There was one proviso though.

“I was told to stay out of the barns for two years because of the risk of infection,” she said, then laughed: “I was back at the barn the day after I was released from the hospital.”

Her mom had hidden the keys to her truck, but she found them and, even though she had no feelings in her legs, she managed to drive herself to Fraser Downs outside Surrey.

Her parents tried getting her back home, but she refused. She told them she wasn’t leaving and she hasn’t since. She’s now a top trainer, a woman, standing tall in a sport dominated by men.

She grew up in the horse business in which her dad was a trainer and driver and her mom the stable manager.

By the time she was 16, Coleman had her trainers license and wanted to quit school to work with horses.

“I hated school and wanted to bail out, but my parents told me I had to graduate,” she said. “So I looked for classes I liked, took all the cooking and chef classes I could and found out I was really good at that.”

She was offered a $10,000 scholarship to go to culinary school but turned it down.

And when she had a chance to make the national fast pitch softball team in Canada, she turned that down, too.

“All I wanted to do was train horses,” she said.

Eventually she relocated to Cambridge Ontario, and 13 years ago began to build an operation that would mushroom to some 120 horses and stables in Ontario, New Jersey and Florida.

She had several top horses – American Ideal, Sportswriter, Betting Line, Betterhancheddar – and won most of the sport’s top races.

Recently she scaled her operation back – down to 38 horses – but she never has backed away from using her platform to help those in need.

In 2009 she returned to Victoria to headline a fund-raiser for the burn unit at Royal Jubilee Hospital.

When the devastating fire swept through Lebanon Raceway that same year – killing two grooms, 43 standardbreds, two miniature horses and financially ruining several racing stables – she sent donations to the horsemen there.

Each year the Dayton Pacing Derby and Dayton Trotting Derby bring many of the top older standardbreds in North America – and more of the top drivers – to town. Will Take Charge with Tim Tetrick in the sulky is the 5-2 morning line favorite in the Trotting Derby, which has a 10:13 p.m. Friday post.

The Pacing Derby – which has a 9:55 p.m. post – has a nine-horse field with a combined 215 victories and $13,997,574 in earnings.

A substantial chunk of that purse was collected by the favorite McWicked, who has won $3,267,876 in his career and earlier this month used a first-over move to surge past Lazarus N at Woodbine Mohawk Park and win the $600,000 Canadian Pacing Derby.

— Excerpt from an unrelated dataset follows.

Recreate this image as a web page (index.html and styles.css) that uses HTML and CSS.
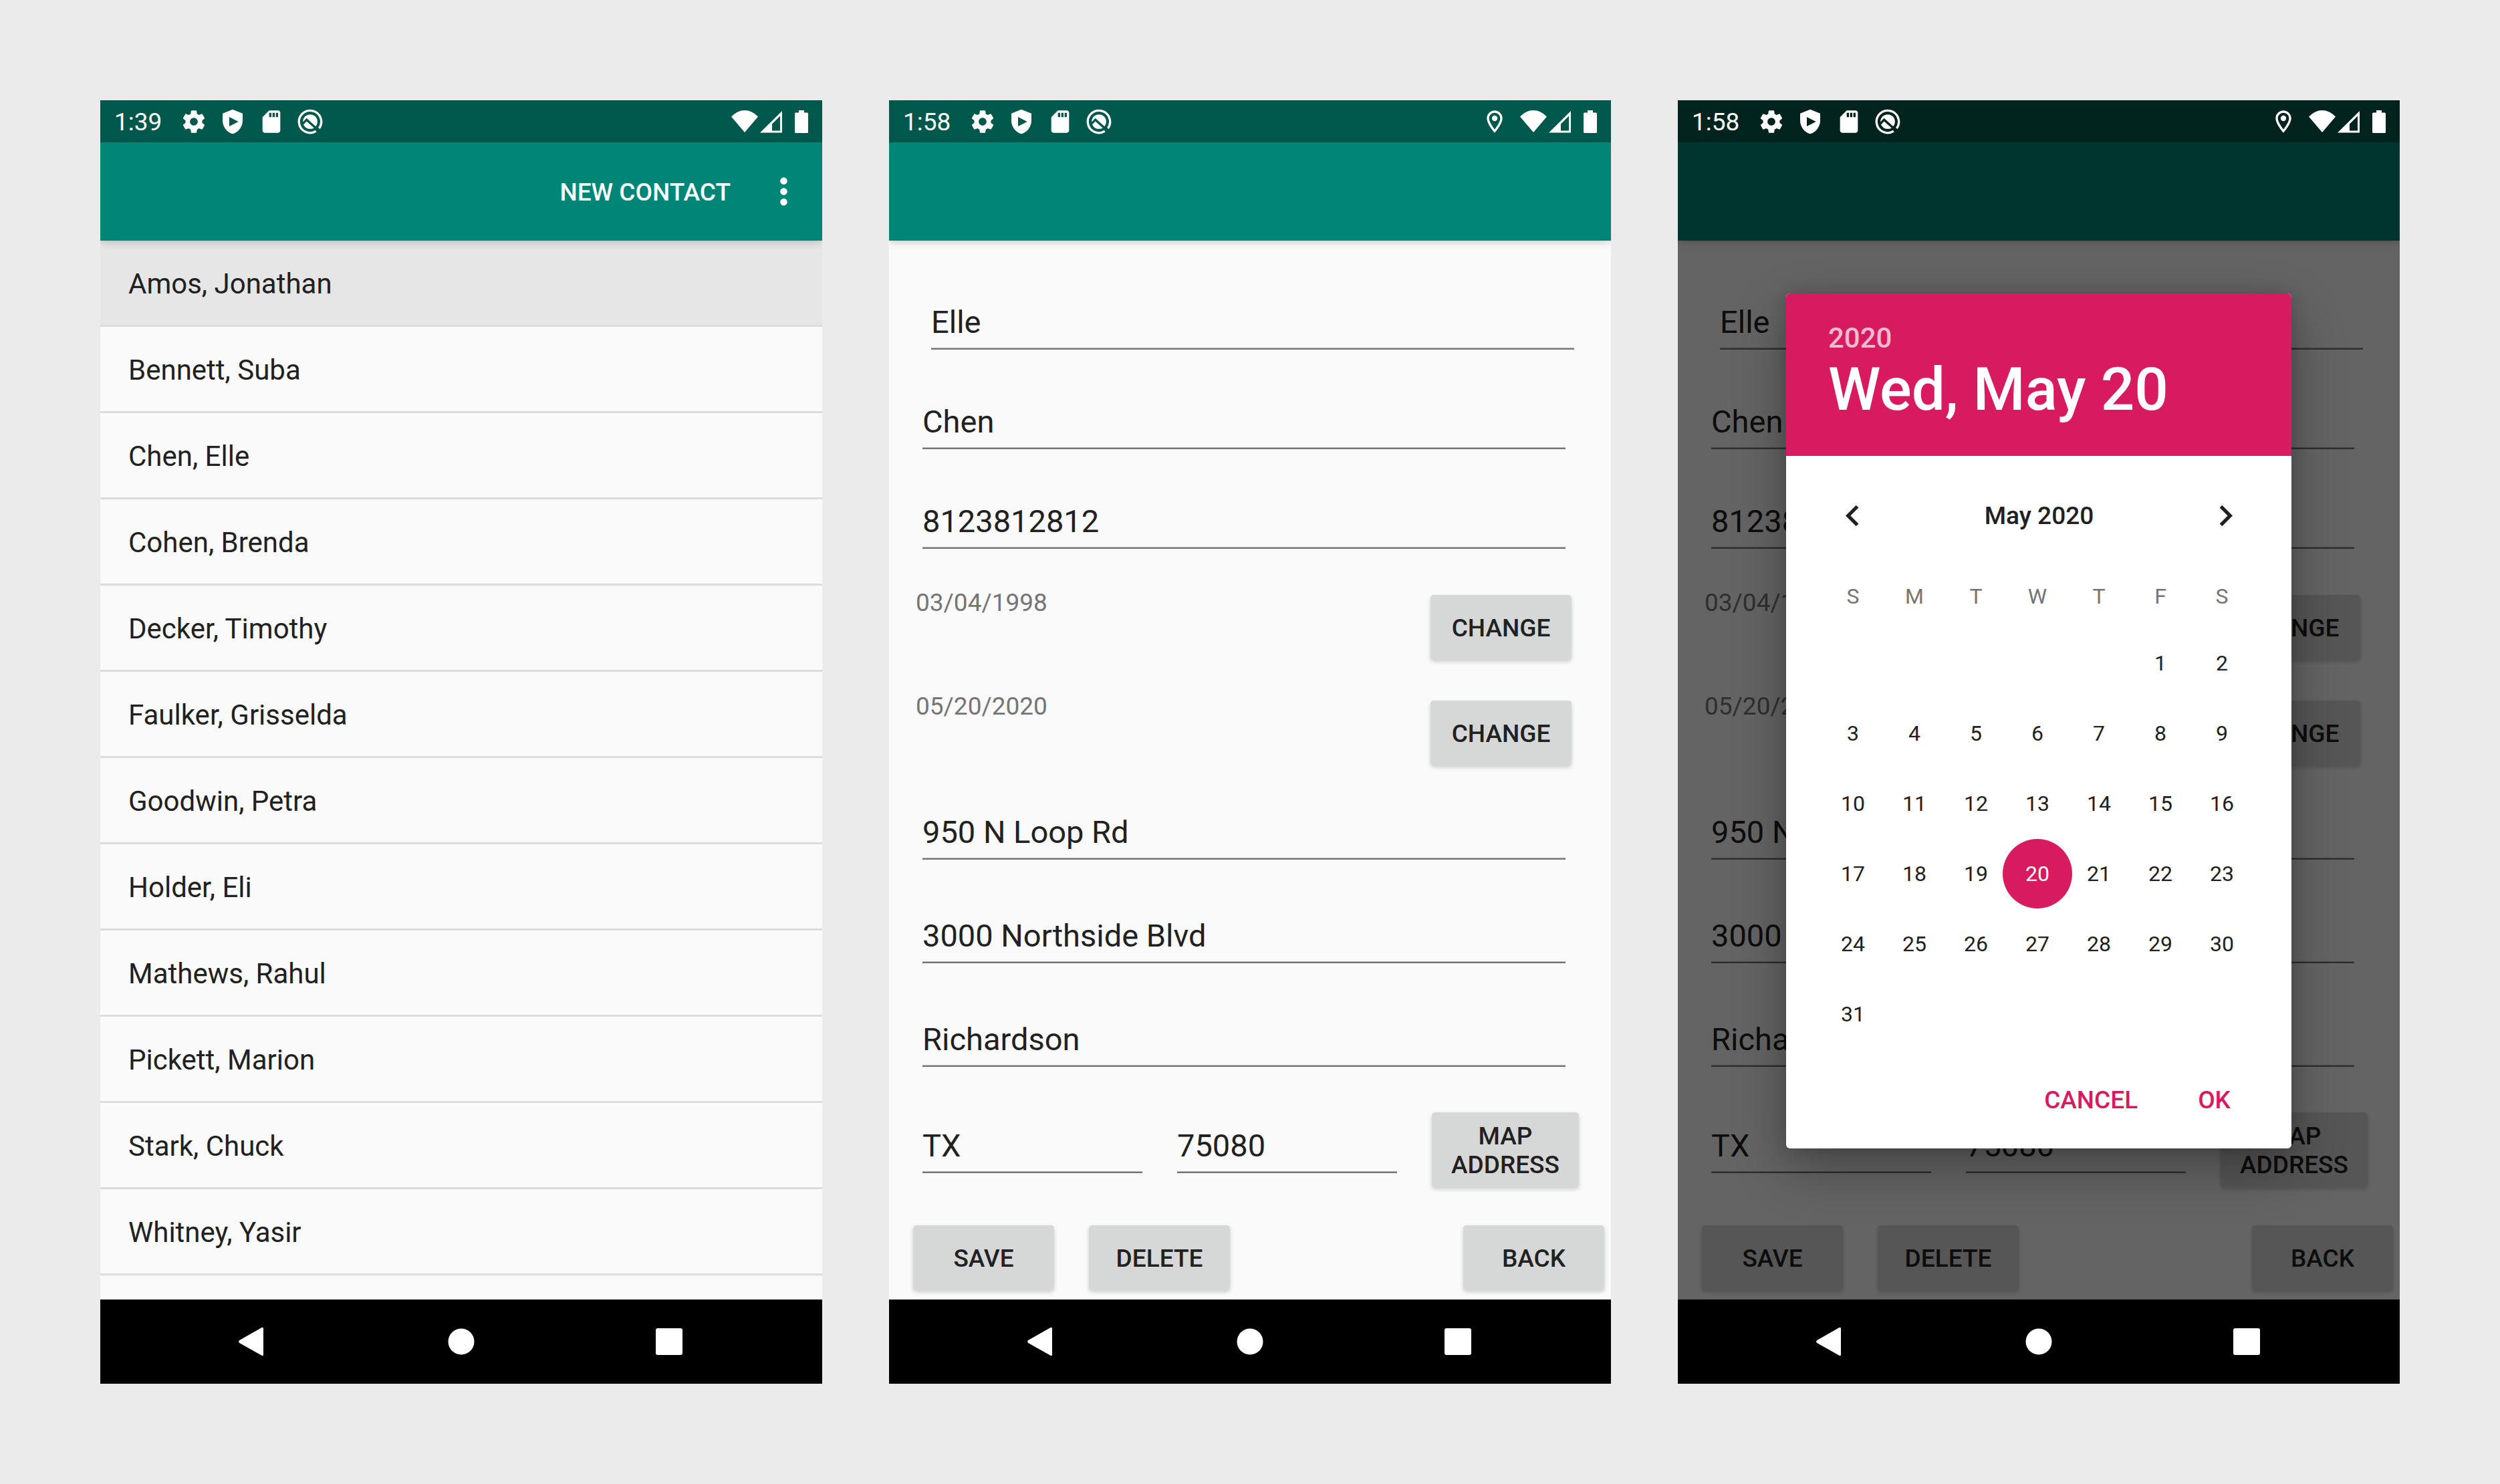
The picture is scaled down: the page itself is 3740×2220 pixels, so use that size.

In many ways McWicked – scheduled to be driven by Brian Sears – has defied the odds. While many horses slide when they get to his age, Coleman said “he is racing better now than when he was as a 3-year-old. And I hope he stays that way a few more years.”

As for her, she married fellow trainer Mark Herlihy two years ago. She continues to reconfigure her stable and, she admitted, there is one other thing still out there she’d like to try.

“Part of my bucket list is to win a (World Poker Tour) Tournament some time,” she said with a laugh. “I’ve been playing forever and I know one day I’ll finally enter one of those tournaments. To win there would be pretty cool.”